President Recep Tayyip Erdogan of Turkey convened a meeting with other Muslim leaders to address the Israel-Palestine dispute and urged them to oppose Israel. He met with the rulers of Qatar and Malaysia, according to sources, and vowed to take concrete action against Israel. He talked with Sheikh Tamim bin Hamad Al Thani, Qatar’s emir, and Malaysia’s King Abdullah Sultan Ahmad Shah.
Erdogan’s pace at which he shifted Turkey’s foreign policy goals is commendable. He toned down his hostile tone, de-escalated tensions with Greece, and began negotiating with Arab countries, toeing the US line on Iran. Following Joe Biden’s election as US President, certain improvements in the Turkish leader became apparent. During his campaign, Biden said that he would react to Erdogan’s conduct.
The Turkish president has talked to Palestinian President Mahmoud Abbas and Hamas leader Ismail Haniyeh, who have both strongly condemned Israel’s conduct against Palestinians at the Al-Aqsa Mosque compound during the fasting month of Ramadan.
Turkey is reportedly trying to mend fences with Israel, which has sparked the current round of fighting. After the US relocated its embassy from Tel Aviv to Jerusalem in 2018, the two countries removed their ambassadors, prompting widespread Palestinian protests. Thousands of demonstrators marched to Israel’s embassy in Ankara and consulate in Istanbul late Monday to demonstrate against Israel, despite Turkey’s COVID-19 restrictions.
Erdogan had allegedly tried to escalate the conflict by promising the Palestinian Authority and the Islamic fundamentalist group Hamas that Turkey would support the Muslim world in its efforts to “stop Israel’s terrorism and occupation.”
On Tuesday, the Israeli military claims to have killed a top leader of the Islamic Jihad militant group in Gaza. It named the militant Samih al-Mamluk, the leader of the Islamic Jihad’s rocket squad. Other senior militants in the group were also killed, according to the military. Imran Khan, Pakistan’s prime minister, has also condemned Israel’s use of force against Palestinians at the Al-Aqsa Mosque compound during Ramadan. Khan said on Tuesday that he had asked his foreign minister to speak with his Turkish and Saudi counterparts to discuss how they should react jointly.

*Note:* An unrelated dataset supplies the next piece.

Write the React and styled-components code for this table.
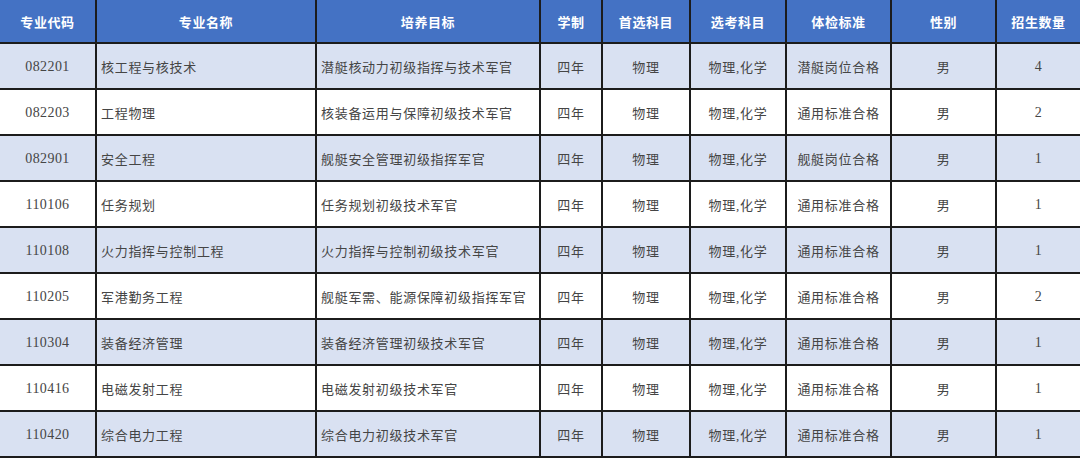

We can say the shift was commendable because Erdogan is the same person who has been trying to destabilise the MENA zone (the Middle East and North Africa). He was attempting to resurrect the Ottoman Caliphate and ascend to the position of the Caliph himself. However, the establishment of a united front through the Abraham Accords, the United States and European Union’s stern stances, as well as diplomatic defeats at the hands of Putin, caused Erdogan to backtrack.

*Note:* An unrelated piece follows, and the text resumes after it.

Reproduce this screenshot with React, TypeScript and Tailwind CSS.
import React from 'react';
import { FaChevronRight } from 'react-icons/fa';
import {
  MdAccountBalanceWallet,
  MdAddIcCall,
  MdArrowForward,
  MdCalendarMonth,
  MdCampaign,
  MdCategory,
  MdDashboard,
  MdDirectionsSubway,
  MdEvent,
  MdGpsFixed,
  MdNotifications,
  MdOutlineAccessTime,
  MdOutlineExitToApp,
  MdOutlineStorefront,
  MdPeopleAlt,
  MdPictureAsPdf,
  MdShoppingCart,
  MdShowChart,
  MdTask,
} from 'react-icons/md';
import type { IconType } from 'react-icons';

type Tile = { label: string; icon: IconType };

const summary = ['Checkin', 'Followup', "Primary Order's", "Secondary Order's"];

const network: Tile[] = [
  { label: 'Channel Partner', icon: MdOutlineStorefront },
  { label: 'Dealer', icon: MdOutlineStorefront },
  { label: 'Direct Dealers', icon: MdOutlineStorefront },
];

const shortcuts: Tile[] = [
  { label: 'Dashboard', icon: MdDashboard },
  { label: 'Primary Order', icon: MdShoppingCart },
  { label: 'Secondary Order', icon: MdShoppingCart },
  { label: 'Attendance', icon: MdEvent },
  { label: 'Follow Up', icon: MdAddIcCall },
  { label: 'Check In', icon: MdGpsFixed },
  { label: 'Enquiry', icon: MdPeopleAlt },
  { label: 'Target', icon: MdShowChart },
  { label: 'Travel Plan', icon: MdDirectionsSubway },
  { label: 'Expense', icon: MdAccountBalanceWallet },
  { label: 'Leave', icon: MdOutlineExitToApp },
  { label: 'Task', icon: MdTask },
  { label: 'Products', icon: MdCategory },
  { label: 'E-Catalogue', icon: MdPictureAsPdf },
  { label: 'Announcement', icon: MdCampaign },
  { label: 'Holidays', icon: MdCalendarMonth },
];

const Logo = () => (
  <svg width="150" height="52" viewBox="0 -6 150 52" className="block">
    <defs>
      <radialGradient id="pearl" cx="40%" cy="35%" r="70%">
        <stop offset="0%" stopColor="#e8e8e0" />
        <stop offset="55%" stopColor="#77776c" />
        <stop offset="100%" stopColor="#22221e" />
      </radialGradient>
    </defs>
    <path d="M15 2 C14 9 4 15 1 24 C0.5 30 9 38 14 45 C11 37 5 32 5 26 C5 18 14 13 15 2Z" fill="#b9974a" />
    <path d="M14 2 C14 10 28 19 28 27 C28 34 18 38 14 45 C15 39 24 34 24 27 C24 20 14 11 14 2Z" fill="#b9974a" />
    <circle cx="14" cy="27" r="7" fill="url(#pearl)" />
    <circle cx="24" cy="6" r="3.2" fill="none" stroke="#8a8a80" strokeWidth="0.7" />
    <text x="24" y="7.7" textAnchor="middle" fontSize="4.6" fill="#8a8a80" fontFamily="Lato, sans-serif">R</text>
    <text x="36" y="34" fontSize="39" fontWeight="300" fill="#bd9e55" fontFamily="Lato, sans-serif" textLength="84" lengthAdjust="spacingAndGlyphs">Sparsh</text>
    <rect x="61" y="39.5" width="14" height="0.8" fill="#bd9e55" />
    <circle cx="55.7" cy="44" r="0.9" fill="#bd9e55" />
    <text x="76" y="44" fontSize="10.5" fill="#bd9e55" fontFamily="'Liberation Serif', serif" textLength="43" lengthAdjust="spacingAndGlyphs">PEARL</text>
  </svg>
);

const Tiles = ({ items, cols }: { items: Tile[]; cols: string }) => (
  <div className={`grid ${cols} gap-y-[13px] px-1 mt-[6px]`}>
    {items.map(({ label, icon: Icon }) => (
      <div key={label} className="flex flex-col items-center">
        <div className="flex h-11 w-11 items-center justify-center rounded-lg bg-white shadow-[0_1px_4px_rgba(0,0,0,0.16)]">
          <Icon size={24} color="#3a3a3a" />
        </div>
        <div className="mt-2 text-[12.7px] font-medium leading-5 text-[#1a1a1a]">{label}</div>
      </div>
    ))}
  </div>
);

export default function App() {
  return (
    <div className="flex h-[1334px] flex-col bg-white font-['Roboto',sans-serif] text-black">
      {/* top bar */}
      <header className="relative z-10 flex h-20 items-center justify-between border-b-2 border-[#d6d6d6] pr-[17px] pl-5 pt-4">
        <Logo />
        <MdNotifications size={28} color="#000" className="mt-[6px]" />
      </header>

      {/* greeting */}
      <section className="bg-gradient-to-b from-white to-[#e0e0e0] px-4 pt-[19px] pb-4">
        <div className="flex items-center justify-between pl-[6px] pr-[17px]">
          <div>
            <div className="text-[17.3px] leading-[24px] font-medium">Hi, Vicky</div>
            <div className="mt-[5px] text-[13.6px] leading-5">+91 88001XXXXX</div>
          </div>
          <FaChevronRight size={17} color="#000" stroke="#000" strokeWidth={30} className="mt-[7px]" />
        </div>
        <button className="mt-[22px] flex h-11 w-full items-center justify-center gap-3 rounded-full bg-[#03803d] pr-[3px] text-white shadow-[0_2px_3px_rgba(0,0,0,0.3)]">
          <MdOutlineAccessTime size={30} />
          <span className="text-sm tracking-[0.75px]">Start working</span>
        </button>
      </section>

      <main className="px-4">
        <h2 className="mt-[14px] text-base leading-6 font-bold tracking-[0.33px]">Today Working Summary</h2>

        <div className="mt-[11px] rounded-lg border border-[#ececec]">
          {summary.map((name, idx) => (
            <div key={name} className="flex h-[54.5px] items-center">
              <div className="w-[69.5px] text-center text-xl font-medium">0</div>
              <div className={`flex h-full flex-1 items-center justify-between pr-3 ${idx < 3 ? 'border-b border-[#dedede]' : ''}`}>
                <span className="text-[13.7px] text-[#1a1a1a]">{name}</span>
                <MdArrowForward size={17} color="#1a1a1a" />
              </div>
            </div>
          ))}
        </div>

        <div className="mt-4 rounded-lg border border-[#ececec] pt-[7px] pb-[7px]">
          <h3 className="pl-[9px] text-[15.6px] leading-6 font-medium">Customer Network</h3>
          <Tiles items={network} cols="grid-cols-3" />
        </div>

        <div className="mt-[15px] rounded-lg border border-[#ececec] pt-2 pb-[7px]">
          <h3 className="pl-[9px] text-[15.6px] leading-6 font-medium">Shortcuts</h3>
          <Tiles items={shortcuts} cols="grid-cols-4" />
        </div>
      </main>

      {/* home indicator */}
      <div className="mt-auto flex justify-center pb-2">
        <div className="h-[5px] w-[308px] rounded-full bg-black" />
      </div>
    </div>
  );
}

Erdogan also sees Turkey and Muslims as victims, which fuels his desire to triumph over an incident that occurred over a thousand years ago. Erdogan’s plan to incite a rivalry based on a historic incident thousands of years ago demonstrates that he is still trapped in a period when violent wars based on religious sentiments were the norm, and he has encapsulated himself in it.
Furthermore, Erdogan’s conversion of major churches such as the Hagia Sophia Cathedral and the Church of the Holy Saviour in Chora, which had operated as museums for decades, demonstrates Erdogan’s contempt for Christian beliefs. These are only the most notable; there are others as well.
Now with the latest heightened conflict between Israel and Palestine, Erdogan has once again unveiled his warmongering, Jew-hating attributes for which he is known for. Erdogan is a sentimental tyrant who cannot comprehend Turkey’s decline and wishes to return the country to its Ottoman Empire heyday. Turkey’s ties with its neighbours, as well as with Europe, have deteriorated as a result of this. He has chosen his battles based on ideological and civilizational differences. However, his policies against Europe represent a disdain for the Christian world; as a leader in the twenty-first century, he has refused to respect even the most basic Christian ideals or any other concepts that encompass secularism.